Monday, May 10, 2021

Don't be afraid to question potential contractors

Staff Writer | April 17, 2021 1:00 AM

MOSES LAKE — It pays to do research, and a lot of research, when looking for a contractor to build a home. And it pays to set clear expectations written into the contract.

Keith Lenssen, owner of Lenssen Inc. in Moses Lake, said a person looking to build a home shouldn’t be afraid to ask questions, not just of the contractor, and the contractor shouldn’t be afraid to answer questions.

Homeowners should know how long their contractor has been in business, Lenssen said. Todd Lengenfelder, owner of Lengco Construction in Moses Lake, agreed.

“They (a contractor) won’t be around very long if they’re not very good,” Lengenfelder said.

Someone who’s thinking of building a house should look for a homebuilder who’s invested in the community, Lengenfelder said.

“Somebody local,” he said.

Lenssen said he encourages potential customers to talk to previous clients.

“We wear that as a badge of honor. ‘Please call our customers,’” he said.

He’s confident of the reputation he’s built, he said, and wants potential customers to know about it.

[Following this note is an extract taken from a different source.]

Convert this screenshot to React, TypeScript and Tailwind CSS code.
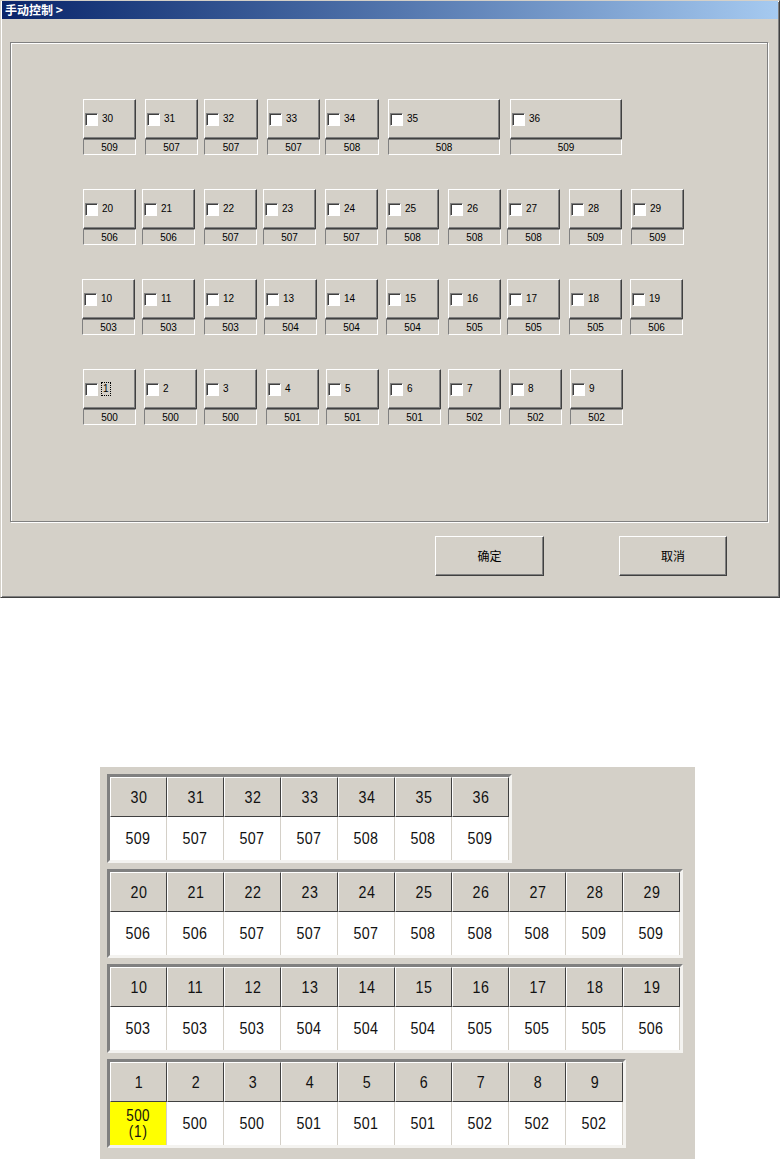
import React from 'react';

type Cell = { n: string; v: string; ml: string; w?: string; focus?: boolean };

const row1: Cell[] = [
  { n: '30', v: '509', ml: 'ml-[72px]' },
  { n: '31', v: '507', ml: 'ml-[9px]' },
  { n: '32', v: '507', ml: 'ml-[6px]', w: 'w-[54px]' },
  { n: '33', v: '507', ml: 'ml-[9px]' },
  { n: '34', v: '508', ml: 'ml-[5px]', w: 'w-[54px]' },
  { n: '35', v: '508', ml: 'ml-[9px]', w: 'w-[112px]' },
  { n: '36', v: '509', ml: 'ml-[10px]', w: 'w-[112px]' },
];

const row2: Cell[] = [
  { n: '20', v: '506', ml: 'ml-[72px]' },
  { n: '21', v: '506', ml: 'ml-[6px]' },
  { n: '22', v: '507', ml: 'ml-[9px]' },
  { n: '23', v: '507', ml: 'ml-[6px]' },
  { n: '24', v: '507', ml: 'ml-[9px]' },
  { n: '25', v: '508', ml: 'ml-[8px]' },
  { n: '26', v: '508', ml: 'ml-[9px]' },
  { n: '27', v: '508', ml: 'ml-[6px]' },
  { n: '28', v: '509', ml: 'ml-[9px]' },
  { n: '29', v: '509', ml: 'ml-[9px]' },
];

const row3: Cell[] = [
  { n: '10', v: '503', ml: 'ml-[71px]' },
  { n: '11', v: '503', ml: 'ml-[7px]' },
  { n: '12', v: '503', ml: 'ml-[9px]' },
  { n: '13', v: '504', ml: 'ml-[7px]' },
  { n: '14', v: '504', ml: 'ml-[8px]' },
  { n: '15', v: '504', ml: 'ml-[8px]' },
  { n: '16', v: '505', ml: 'ml-[9px]' },
  { n: '17', v: '505', ml: 'ml-[6px]' },
  { n: '18', v: '505', ml: 'ml-[9px]' },
  { n: '19', v: '506', ml: 'ml-[8px]' },
];

const row4: Cell[] = [
  { n: '1', v: '500', ml: 'ml-[72px]', focus: true },
  { n: '2', v: '500', ml: 'ml-[8px]' },
  { n: '3', v: '500', ml: 'ml-[7px]' },
  { n: '4', v: '501', ml: 'ml-[9px]' },
  { n: '5', v: '501', ml: 'ml-[7px]' },
  { n: '6', v: '501', ml: 'ml-[9px]' },
  { n: '7', v: '502', ml: 'ml-[7px]' },
  { n: '8', v: '502', ml: 'ml-[8px]' },
  { n: '9', v: '502', ml: 'ml-[8px]' },
];

const raised =
  'bg-[#d4d0c8] border border-t-white border-l-white border-b-[#404040] border-r-[#404040] shadow-[inset_-1px_-1px_0_#808080]';

const Check = () => (
  <span className="w-[13px] h-[13px] shrink-0 bg-white border border-t-[#808080] border-l-[#808080] border-b-white border-r-white shadow-[inset_1px_1px_0_#404040]" />
);

const ChannelButton = ({ cell }: { cell: Cell }) => (
  <div className={`flex flex-col ${cell.w ?? 'w-[53px]'} ${cell.ml}`}>
    <div className={`h-[40px] flex items-center pl-[1px] ${raised}`}>
      <Check />
      <span
        className={`ml-[4px] text-[10px] leading-[12px] text-black ${
          cell.focus ? 'outline outline-1 outline-dotted outline-black px-[1px]' : ''
        }`}
      >
        {cell.n}
      </span>
    </div>
    <div className="h-[16px] flex items-center justify-center text-[10px] text-black border border-t-[#808080] border-l-[#808080] border-b-white border-r-white">
      {cell.v}
    </div>
  </div>
);

const DialogRow = ({ cells }: { cells: Cell[] }) => (
  <div className="flex">
    {cells.map((c) => (
      <ChannelButton key={c.n} cell={c} />
    ))}
  </div>
);

type TCell = { n: string; v: string; hl?: boolean };

const t1: TCell[] = row1.map((c) => ({ n: c.n, v: c.v }));
const t2: TCell[] = row2.map((c) => ({ n: c.n, v: c.v }));
const t3: TCell[] = row3.map((c) => ({ n: c.n, v: c.v }));
const t4: TCell[] = row4.map((c, i) => ({ n: c.n, v: c.v, hl: i === 0 }));

const Num = ({ children }: { children: React.ReactNode }) => (
  <span className="inline-block scale-x-[0.84] text-[17px] leading-[17px] tracking-[0.5px] text-[#111]">
    {children}
  </span>
);

const Table = ({ cells }: { cells: TCell[] }) => (
  <div className="self-start border-[3px] border-t-[#808080] border-l-[#808080] border-b-[#f4f3f0] border-r-[#f4f3f0] shadow-[inset_1px_1px_0_#404040,inset_-1px_-1px_0_#c8c4bc]">
    <div className="flex">
      {cells.map((c) => (
        <div
          key={c.n}
          className="w-[57px] h-[40px] flex items-center justify-center bg-[#d4d0c8] border border-t-white border-l-white border-b-[#404040] border-r-[#404040]"
        >
          <Num>{c.n}</Num>
        </div>
      ))}
    </div>
    <div className="flex">
      {cells.map((c) => (
        <div
          key={c.n}
          className={`w-[57px] h-[43px] flex flex-col items-center justify-center border-r border-r-[#d4d0c8] ${
            c.hl ? 'bg-[#ffff00]' : 'bg-white'
          }`}
        >
          {c.hl ? (
            <>
              <span className="inline-block scale-x-[0.84] text-[16px] leading-[16px] tracking-[0.5px] text-[#111]">
                500
              </span>
              <span className="inline-block scale-x-[0.84] text-[16px] leading-[16px] tracking-[1px] text-[#111]">
                (1)
              </span>
            </>
          ) : (
            <Num>{c.v}</Num>
          )}
        </div>
      ))}
    </div>
  </div>
);

export default function App() {
  return (
    <div className="w-[780px] min-h-[1159px] bg-white font-['Liberation_Sans','Noto_Sans_CJK_SC',sans-serif]">
      {/* dialog */}
      <div className="w-[780px] h-[598px] flex flex-col bg-[#d4d0c8] border border-t-[#d4d0c8] border-l-[#d4d0c8] border-b-[#404040] border-r-[#404040] shadow-[inset_1px_1px_0_#fff,inset_-1px_-1px_0_#808080] px-[1px]">
        <div className="h-[18px] flex items-center pl-[3px] bg-linear-to-r from-[#0a246a] to-[#a6caf0] text-white text-[12px] font-bold font-['Noto_Sans_CJK_SC',sans-serif]">
          手动控制 &gt;
        </div>

        <div className="mt-[23px] ml-[8px] w-[758px] h-[480px] flex flex-col gap-[34px] pt-[56px] border border-[#808080] shadow-[inset_1px_1px_0_#fff,1px_1px_0_#fff]">
          <DialogRow cells={row1} />
          <DialogRow cells={row2} />
          <DialogRow cells={row3} />
          <DialogRow cells={row4} />
        </div>

        <div className="flex mt-[14px]">
          <button
            className={`ml-[433px] w-[109px] h-[40px] text-[12px] text-black font-['Noto_Sans_CJK_SC',sans-serif] ${raised}`}
          >
            确定
          </button>
          <button
            className={`ml-[75px] w-[108px] h-[40px] text-[12px] text-black font-['Noto_Sans_CJK_SC',sans-serif] ${raised}`}
          >
            取消
          </button>
        </div>
      </div>

      {/* overview panel */}
      <div className="mt-[169px] ml-[100px] w-[595px] h-[392px] bg-[#d4d0c8] flex flex-col gap-[6px] pt-[7px] pl-[7px]">
        <Table cells={t1} />
        <Table cells={t2} />
        <Table cells={t3} />
        <Table cells={t4} />
      </div>
    </div>
  );
}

‘I’ve earned those (references), right? Those come from years of good decisions. I want people to know that,” he said.

Clients shouldn’t be afraid to ask for details.

“Specifically ask for people you can call,” Lenssen said.

The potential client should be looking at multiple projects, two to three, of a size and scope similar to the project they want, he said. They should ask for recent references, a project from the last two to three years. And the homebuilder should provide those references. Potential clients should ask previous customers what went well, what didn’t go so well and what could’ve gone better, he said.

“Actually talk to a person. ‘How did it (the construction) go for you?’” Lenssen said.

Nor should homeowners stop with former clients. A homebuilder should be able to provide a list of subcontractors and vendors they work with, and shouldn’t have any problems with potential customers talking to those contacts, Lenssen said.

Once the client selects a homebuilder, the contract should clearly spell out expectations, both from the client and the contractor, Lengenfelder said. Both parties should know the scope of the project, and what it’s going to take to bring it to completion. There’s also an intangible element. The client should pick somebody they’re comfortable working with, Langenfelder said.

Justin and Kyrissa Morigeau ultimately opted to hire a contractor to build their home north of Moses Lake. That wasn’t the original plan, Justin said.

“We were going to build this ourselves, 100%,” he said.

While he was confident his background gave him the skills to do the job, “the issue was time,” he said. “Time management. The other part of this was relationships with key subcontractors,” and not knowing the subcontractors the way a contractor would.

Financing was another concern.

“If you’re an owner-builder, most lenders (banks) will make you carry a contingency fee,” he said.

And a homeowner acting as his or her own contractor still will have to meet some of the financial requirements of a contractor, such as a bond.

“You basically turn yourself into a (general contractor) without having all the formal experience and background,” he said.

They chose to oversee the project themselves for a while, putting in the well and getting electricity to the property.

“We handled all the permitting for the project,” he said. “But then it got to the financing piece, and it was one of these trades. I’m going to have to carry a 10% contingency fee, or I can just get a general contractor.”

But that was where the comfort factor came in. They looked around for a general contractor, but couldn’t find one that was a good fit.

“We interviewed some, but there wasn’t a comfort level, with either the experience or the type of build we were doing here,” he said.

Then a neighbor suggested talking with Lenssen, and that, Justin Morigeau said, was the right match. But the project has presented its challenges. The COVID-19 outbreak delayed the start of construction, Justin said. The pandemic also delayed the manufacture of some of the elements, such as windows, and contributed to a substantial increase in the cost of lumber, Kyrissa said.

“It was kind of a give and take kind of deal to keep this project on track,” Justin said. “They (the contractor) did an amazing job of honoring their commitment and we worked with them to make it work.”